Не подлежит сомнению, что по своим настроениям Азадовский в годы юности тяготел к эсерам и принадлежал к ним организационно – об этом красноречиво свидетельствует круг его иркутских и хабаровских знакомств и связей в начале девятисотых годов. Он вполне разделял народническую программу эсеров, их революционный пафос и ненависть к царизму; его нелегальная деятельность протекала в их среде и под их лозунгами. Не исключено, что в 1905–1907 гг. он считался членом Иркутской организации. Думается, впрочем, что он принадлежал скорее к умеренному крылу, не разделял максималистские устремления левых эсеров и, во всяком случае, не сочувствовал «боевым дружинам» и «актам», в которых принимали участие его знакомые, друзья и родственники. Своим основным оружием в борьбе с царизмом Марк Азадовский считал слово: составлял воззвания, обращения к солдатам, писал (и наверняка распространял) листовки… Призывал ли он к вооруженному сопротивлению и насилию? Сомнительно. Не случайно при обыске в феврале 1907 г. у него были обнаружены не бомбы и пистолеты, а лишь воззвания и прокламации (возможно, им самим и составленные), а также ряд нелегальных печатных изданий.

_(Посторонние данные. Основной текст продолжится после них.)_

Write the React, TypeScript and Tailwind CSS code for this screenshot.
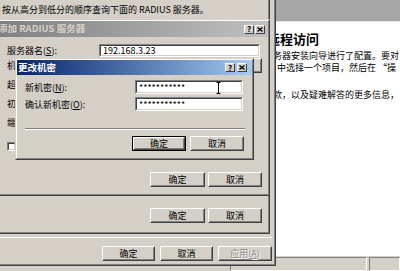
import type { ReactNode } from 'react';

// Win classic 3D edges
const raisedOuter = 'border border-t-white border-l-white border-r-[#404040] border-b-[#404040]';
const raisedInner = 'border border-t-[#d4d0c8] border-l-[#d4d0c8] border-r-[#808080] border-b-[#808080]';
const sunkenOuter = 'border border-t-[#808080] border-l-[#808080] border-r-white border-b-white';
const sunkenInner = 'border border-t-[#404040] border-l-[#404040] border-r-[#d4d0c8] border-b-[#d4d0c8]';

function Frame({ className, children }: { className: string; children: ReactNode }) {
  return (
    <div className={`absolute bg-[#d4d0c8] border border-t-[#d4d0c8] border-l-[#d4d0c8] border-r-[#404040] border-b-[#404040] ${className}`}>
      <div className="flex h-full flex-col border border-t-white border-l-white border-r-[#808080] border-b-[#808080]">{children}</div>
    </div>
  );
}

function Btn({ label, w, def, disabled }: { label: ReactNode; w: string; def?: boolean; disabled?: boolean }) {
  return (
    <div className={`flex h-[15px] shrink-0 ${w} ${def ? 'border border-black' : ''}`}>
      <div className={`flex flex-1 ${raisedOuter}`}>
        <div className={`flex flex-1 items-center justify-center text-[9px] leading-none ${raisedInner} ${disabled ? 'text-[#8a8a8a] [text-shadow:1px_1px_0_#fff]' : 'text-black'}`}>
          {label}
        </div>
      </div>
    </div>
  );
}

function CapBtn({ kind }: { kind: 'help' | 'close' }) {
  return (
    <div className={`flex h-[9px] w-[10px] bg-[#d4d0c8] ${raisedOuter}`}>
      <div className="flex flex-1 items-center justify-center">
        {kind === 'help' ? (
          <span className="text-[8px] font-bold leading-none text-black">?</span>
        ) : (
          <svg width="6" height="5" viewBox="0 0 6 5">
            <path d="M0.5 0.5 L5.5 4.5 M5.5 0.5 L0.5 4.5" stroke="#000" strokeWidth="1.3" />
          </svg>
        )}
      </div>
    </div>
  );
}

function Input({ w, h, children }: { w: string; h: string; children?: ReactNode }) {
  return (
    <div className={`flex shrink-0 ${w} ${h} ${sunkenOuter}`}>
      <div className={`flex flex-1 items-center bg-white pl-[2px] text-[9px] leading-none text-black ${sunkenInner}`}>{children}</div>
    </div>
  );
}

export default function App() {
  return (
    <div className="relative h-[271px] w-[400px] overflow-hidden bg-[#d4d0c8] font-['Noto_Sans_CJK_SC',sans-serif] text-black">
      {/* MMC window behind the dialogs */}
      <div className="absolute inset-0 flex">
        <div className="w-[230px] shrink-0" />
        <div className="flex flex-1 flex-col">
          <div className="h-[21px] bg-[#a6a6a6]" />
          <div className="h-px bg-[#e6e6e6]" />
          <div className="flex flex-1 flex-col bg-white">
            <div className="whitespace-nowrap pl-[37px] pt-[10px] text-[13px] font-bold leading-[13px]">远程访问</div>
            <div className="mt-[5px] whitespace-nowrap pl-[43px] text-[9px] leading-[12px]">务器安装向导进行了配置。要对</div>
            <div className="whitespace-nowrap pl-[47px] text-[9px] leading-[12px]">中选择一个项目，然后在 “操</div>
            <div className="mt-[15px] whitespace-nowrap pl-[43px] text-[9px] leading-[12px]">款，以及疑难解答的更多信息，</div>
          </div>
          <div className="flex h-[15px] gap-[2px] bg-[#d4d0c8] pt-px">
            <div className={`w-[137px] ${sunkenOuter}`} />
            <div className={`flex-1 ${sunkenOuter}`} />
          </div>
        </div>
      </div>

      {/* outer property sheet */}
      <Frame className="left-[-4px] top-[-4px] h-[270px] w-[280px]">
        <div className="flex flex-1 flex-col justify-end pb-[3px] pr-[2px]">
          <div className="h-px bg-white" />
          <div className="mt-[8px] flex justify-end gap-[5px]">
            <Btn label="确定" w="w-[53px]" />
            <Btn label="取消" w="w-[53px]" />
            <Btn label={<>应用(<u>A</u>)</>} w="w-[54px]" disabled />
          </div>
        </div>
      </Frame>

      {/* server group dialog */}
      <Frame className="left-[-4px] top-[-4px] h-[238px] w-[274px]">
        <div className="flex flex-1 flex-col pb-[9px] pl-[4px] pr-[6px] pt-[7px]">
          <div className="whitespace-nowrap text-[9px] leading-[10px]">按从高分到低分的顺序查询下面的 RADIUS 服务器。</div>
          <div className="mt-auto flex justify-end gap-[3px]">
            <Btn label="确定" w="w-[55px]" />
            <Btn label="取消" w="w-[54px]" />
          </div>
        </div>
      </Frame>

      {/* 添加 RADIUS 服务器 (inactive) */}
      <Frame className="left-[-4px] top-[19px] h-[177px] w-[274px]">
        <div className="flex h-[16px] shrink-0 items-center bg-gradient-to-r from-[#808080] to-[#c0c0c0] pr-[3px]">
          <span className="whitespace-nowrap text-[9.5px] font-bold leading-none text-[#d4d0c8]">添加 RADIUS 服务器</span>
          <div className="ml-auto flex gap-px">
            <CapBtn kind="help" />
            <CapBtn kind="close" />
          </div>
        </div>
        <div className="flex flex-1 flex-col pl-[9px] pr-[6px] pt-[7px] text-[9px] leading-none">
          <div className="flex h-[13px] items-center">
            <span className="w-[92px] shrink-0 whitespace-nowrap">服务器名(<u>S</u>):</span>
            <Input w="w-[161px]" h="h-[13px]">192.168.3.23</Input>
          </div>
          <div className="-mt-px flex h-[19px] items-center">
            <span className="whitespace-nowrap">机密(<u>E</u>):</span>
            <div className="ml-auto">
              <Btn label={<>更改(<u>C</u>)...</>} w="w-[67px]" />
            </div>
          </div>
          <div className="flex h-[19px] items-center whitespace-nowrap">超时(秒)(<u>T</u>):</div>
          <div className="flex h-[19px] items-center whitespace-nowrap">初始分数(<u>I</u>):</div>
          <div className="flex h-[19px] items-center whitespace-nowrap">端口(<u>P</u>):</div>
          <div className="mt-[10px] flex h-[9px] items-center gap-[4px]">
            <div className={`h-[9px] w-[9px] shrink-0 ${sunkenOuter}`}>
              <div className={`h-full w-full bg-white ${sunkenInner}`} />
            </div>
            <span className="whitespace-nowrap">总是使用消息验证器(<u>A</u>)</span>
          </div>
          <div className="mt-[21px] flex justify-end gap-[3px]">
            <Btn label="确定" w="w-[55px]" />
            <Btn label="取消" w="w-[54px]" />
          </div>
        </div>
      </Frame>

      {/* 更改机密 (active) */}
      <Frame className="left-[15px] top-[58px] h-[102px] w-[239px]">
        <div className="flex h-[15px] shrink-0 items-center bg-gradient-to-r from-[#0a246a] to-[#a6caf0] pl-px pr-[5px]">
          <span className="whitespace-nowrap text-[9.5px] font-bold leading-none text-white">更改机密</span>
          <div className="ml-auto flex gap-[2px]">
            <CapBtn kind="help" />
            <CapBtn kind="close" />
          </div>
        </div>
        <div className="flex flex-1 flex-col pl-[8px] pr-[9px] pt-[5px] text-[9px] leading-none">
          <div className="flex h-[14px] items-center">
            <span className="w-[110px] shrink-0 whitespace-nowrap">新机密(<u>N</u>):</span>
            <Input w="w-[108px]" h="h-[14px]">***********</Input>
          </div>
          <div className="mt-[3px] flex h-[14px] items-center">
            <span className="w-[110px] shrink-0 whitespace-nowrap">确认新机密(<u>O</u>):</span>
            <Input w="w-[108px]" h="h-[14px]">***********</Input>
          </div>
          <div className="mt-[17px] h-[2px] w-[220px] border-t border-b border-t-[#808080] border-b-white" />
          <div className="mt-[6px] flex gap-[4px] pl-[107px]">
            <Btn label="确定" w="w-[54px]" def />
            <Btn label="取消" w="w-[54px]" />
          </div>
        </div>
      </Frame>

      {/* I-beam mouse cursor */}
      <svg className="absolute left-[216px] top-[82px]" width="5" height="12" viewBox="0 0 5 12">
        <path d="M0.5 0.5 H4.5 M2.5 0.5 V11.5 M0.5 11.5 H4.5" stroke="#000" strokeWidth="1" fill="none" />
      </svg>
    </div>
  );
}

Во всяком случае, несомненно, что в юности, да и в более поздние годы, М. К. оставался убежденным народником и «социалистом», приверженным духу русского освободительного движения XIX в., то есть был эсером скорее «по настроениям», нежели по партийной принадлежности. Его, как и многих, вдохновляли не «программы», а «идеалы»: Свобода, Революция, Народ… Узкопартийное доктринерство было ему чуждо. В обширном кругу его связей 1900‑х гг. мы видим не только эсеров, но и социал-демократов. Один из них известен – это Виктор Ильич Бик (1888–1952), выпускник Иркутской мужской гимназии, член Иркутской организации РСДРП, осужденный в сентябре 1909 г. и высланный в 1910 г. в Якутскую губернию «с лишением всех прав состояния» (определен на поселение в с. Амга)256. Подвергался высылке и аресту в колчаковский период; в 1920–1930‑е гг. занимался журналистско-партийной и библиотечной работой257. Позднее писал о В. Г. Короленко и обращался в этой связи к М. К.258
Подобно многим людям его поколения, увлеченным в начале ХХ в. потоком событий, М. К. был и оставался идеалистом, сохранившим в себе на долгие годы благородные помыслы и порывы революционной эпохи, прежде всего – веру в «народ», его духовные силы, необходимость его «раскрепощения» и т. д. «Мы в то время были переполнены идеалами, стремлениями к светлому, чистому, – вспоминал в 1968 г. Михаил Бенцианов (брат Р. М. Бенцианова), знакомый Марка по Иркутской гимназии, в письме к Л. В. – Марк, по-моему, до конца дней сохранил душевную чистоту, бескомпромиссность» (91–5; 2).